The locations are stunning but the cast is a little short on animal kingdom A-listers. Yet, as ever in Attenborough-BBC collaborations, natural occurrences are transformed into gripping narratives through dynamic shooting, canny editing and playful, personifying storytelling. In the first episode we see mating between dragonflies become a dance of coyness and courtship, while instinct-driven preying and surviving is elevated into a nervy battle of wits, whether a seal facing an orca or a puffin against a gull. One aerial dogfight is easily the most exhilarating and tragic flight scene involving a goose since Top Gun.
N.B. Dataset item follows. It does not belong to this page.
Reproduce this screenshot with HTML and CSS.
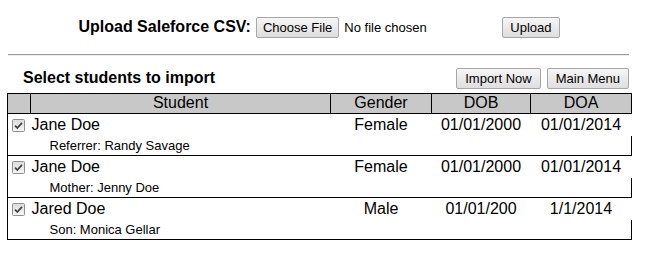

Action and intrigue are complemented by moments of delicate beauty. Ever-advancing camera technology allows us to witness otherwise imperceptible phenomena — from a dormouse’s quivering jaw to an insect’s propulsive wings — in remarkable detail. More arresting still are painterly and poetic compositions. At one point, an overhead shot of countless seagulls occupying a rock evokes a pointillism; another river-based section vividly brings to life Gerard Manley Hopkins’s sonnet “As kingfishers catch fire, dragonflies draw flame”.

‘Dance of coyness and courtship’ © BBC/Silverback Films/Nature Picture Library

Elsewhere there are seas frequented by orcas, fields inhabited by frolicking foxes and small offshore islands providing seasonal refuge to hundreds of thousands of migrant birds. Yet for all the joy, awe and pride that the series elicits, Attenborough doesn’t let us forget that this is “one of the most nature-depleted countries in the world”. 

In the past 60 years, 97 per cent of hay meadows have been lost, while in the past 20 years, 60 per cent of the nation’s insect population has vanished. Other similarly troubling facts punctuate the programme, bringing the discourse surrounding global warming and environmental decay close to home. At times, Wild Isles can feel like both a celebration and an elegy. Attenborough suggests — still out on location, surrounded by puffins — that we view it as a call “to restore our isles for future generations.”